From here the power of falling water would turn a great wheel and drive the bellows for the blast and power the forge.

The following year after many a long legal argument with the landowners in Larbert the lade was dug out by soldiers hired from Bo’ness.

It was 14 feet wide by about five feet deep and today it is possible to walk from the viaduct along its length past Carronvale House to what remains of the great reservoirs.

Back in the 1760s the lade builders also helped lay the foundations of three reservoirs, the earliest of which, the Furnace Pool was completed in 1761.

A few years later the larger Forge Dam known later as the “small dam” was in use and the system was completed in 1775 with the filling of the great 30 acre Wester or Large Dam which is the one we all remember seeing from the road.

It was shaped a bit like an ear and was relatively shallow at about three feet while the Forge Dam was three times deeper.

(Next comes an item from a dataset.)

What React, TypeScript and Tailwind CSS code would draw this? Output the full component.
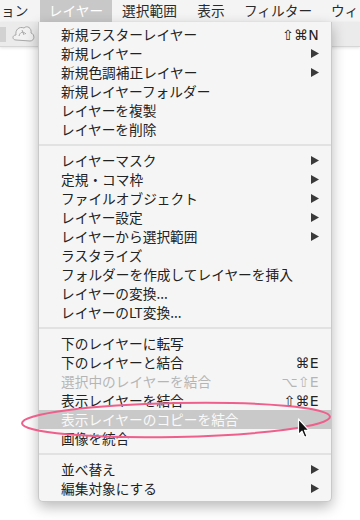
import React from 'react';

type Item = {
  label: string;
  shortcut?: string;
  sub?: boolean;
  disabled?: boolean;
  active?: boolean;
};

const sections: Item[][] = [
  [
    { label: '新規ラスターレイヤー', shortcut: '⇧⌘N' },
    { label: '新規レイヤー', sub: true },
    { label: '新規色調補正レイヤー', sub: true },
    { label: '新規レイヤーフォルダー' },
    { label: 'レイヤーを複製' },
    { label: 'レイヤーを削除' },
  ],
  [
    { label: 'レイヤーマスク', sub: true },
    { label: '定規・コマ枠', sub: true },
    { label: 'ファイルオブジェクト', sub: true },
    { label: 'レイヤー設定', sub: true },
    { label: 'レイヤーから選択範囲', sub: true },
    { label: 'ラスタライズ' },
    { label: 'フォルダーを作成してレイヤーを挿入' },
    { label: 'レイヤーの変換...' },
    { label: 'レイヤーのLT変換...' },
  ],
  [
    { label: '下のレイヤーに転写' },
    { label: '下のレイヤーと結合', shortcut: '⌘E' },
    { label: '選択中のレイヤーを結合', shortcut: '⌥⇧E', disabled: true },
    { label: '表示レイヤーを結合', shortcut: '⇧⌘E' },
    { label: '表示レイヤーのコピーを結合', active: true },
    { label: '画像を統合' },
  ],
  [
    { label: '並べ替え', sub: true },
    { label: '編集対象にする', sub: true },
  ],
];

const jp = "font-['Noto_Sans_CJK_JP',sans-serif]";

const Arrow = () => (
  <svg width="8" height="9" viewBox="0 0 8 9" className="block">
    <polygon points="0,0 8,4.5 0,9" fill="#3a3a3a" />
  </svg>
);

const MenuRow = ({ item }: { item: Item }) => {
  const color = item.active ? 'text-[#fafafa]' : item.disabled ? 'text-[#b5b5b5]' : 'text-[#222]';
  return (
    <div
      className={`flex h-[19px] items-center pl-[22px] pr-[12px] ${item.active ? 'bg-[#c9c9c9]' : ''} ${color}`}
    >
      <span className="flex-1 whitespace-nowrap text-[13.7px] leading-none">{item.label}</span>
      {item.shortcut && (
        <span className="font-['DejaVu_Sans',sans-serif] text-[14px] leading-none tracking-[0.3px]">
          {item.shortcut}
        </span>
      )}
      {item.sub && <Arrow />}
    </div>
  );
};

const Separator = () => (
  <div className="flex h-[12px] items-center">
    <div className="h-[2px] w-full bg-[#e2e2e2]" />
  </div>
);

const Cursor = () => (
  <svg width="14" height="21" viewBox="0 0 14 21" className="absolute left-[297px] top-[418px]">
    <path
      d="M1.5 1 L1.5 16.5 L5 13.2 L7.6 19.2 L10 18.2 L7.5 12.3 L12 12.3 Z"
      fill="#111"
      stroke="#fff"
      strokeWidth="1.2"
      strokeLinejoin="round"
    />
  </svg>
);

export default function App() {
  return (
    <div className={`relative h-[520px] w-[360px] overflow-hidden bg-white ${jp}`}>
      {/* menu bar */}
      <div className="flex h-[22px] items-center bg-[#f4f4f4] text-[13.7px] leading-none text-[#2a2a2a]">
        <div className="w-[40px] pl-[1px]">ョン</div>
        <div className="flex h-full w-[72px] items-center justify-center bg-[#c8c8c8] text-white">レイヤー</div>
        <div className="w-[75px] text-center">選択範囲</div>
        <div className="w-[48px] text-center">表示</div>
        <div className="w-[86px] text-center">フィルター</div>
        <div className="whitespace-nowrap pl-[10px]">ウィ</div>
      </div>

      {/* toolbar strip */}
      <div className="flex h-[25px] items-center gap-[6px] border-b border-[#d6d6d6] bg-[#ebebeb] shadow-[0_1px_3px_rgba(0,0,0,0.12)]">
        <div className="h-[15px] w-[6px] bg-[#d2d2d2]" />
        <svg width="24" height="20" viewBox="0 0 24 20">
          <path
            d="M4 16 C0 16 0 11 4 11 C3 6 7 2 12 4 C15 1 20 4 19 9 C23 10 23 17 18 17 Z M7 12 C8 8 11 7 14 10 M10 6 L12 11"
            fill="#f2f2f2"
            stroke="#a8a8a8"
            strokeWidth="1"
          />
        </svg>
        <span className="font-['DejaVu_Sans',sans-serif] text-[12px] text-[#555]">⇕</span>
      </div>

      {/* dropdown menu */}
      <div className="absolute left-[38px] top-[22px] w-[294px] rounded-b-[5px] border border-t-0 border-[#c9c9c9] bg-[#f5f5f5] pb-[3px] pt-[3px] shadow-[0_5px_14px_rgba(0,0,0,0.28)]">
        {sections.map((sec, i) => (
          <React.Fragment key={i}>
            {i > 0 && <Separator />}
            {sec.map((item) => (
              <MenuRow key={item.label} item={item} />
            ))}
          </React.Fragment>
        ))}
      </div>

      {/* annotation ellipse */}
      <svg width="360" height="520" className="pointer-events-none absolute left-0 top-0">
        <ellipse
          cx="176"
          cy="420"
          rx="154"
          ry="17"
          fill="none"
          stroke="#ef5f8c"
          strokeWidth="2"
          transform="rotate(-1.2 176 420)"
        />
      </svg>

      <Cursor />
    </div>
  );
}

The dams were separated by raised paths which allowed some of the leading men of Carron over the years to stroll along from their fine houses like Carrongrange, Mount Carron or Carron Park to see what the workers were up to in their absence!

The public were discouraged from using the reservoirs for fishing or swimming but that didn’t stop local people chancing their arms or indeed prevent the Manager for Carron, Eric Leaver, in the 1950s, sailing his little boat among the famous swans.

Even after the arrival of steam power in the late 18th century the works continued to depend on water supplies for a number of other purposes.

The original Furnace Pool was removed in stages but the other two survived right through until the company closed in 1980.

Much of the water was removed and nature was allowed to reclaim the space.

Today it is a nature reserve with many interesting species of plants and animals and also home to a nature trail which tells the story of the works and the dams.

Children from the local schools have played a big part in creating this fascinating space which is reminds us of the great days when water powered Falkirk’s industrial revolution.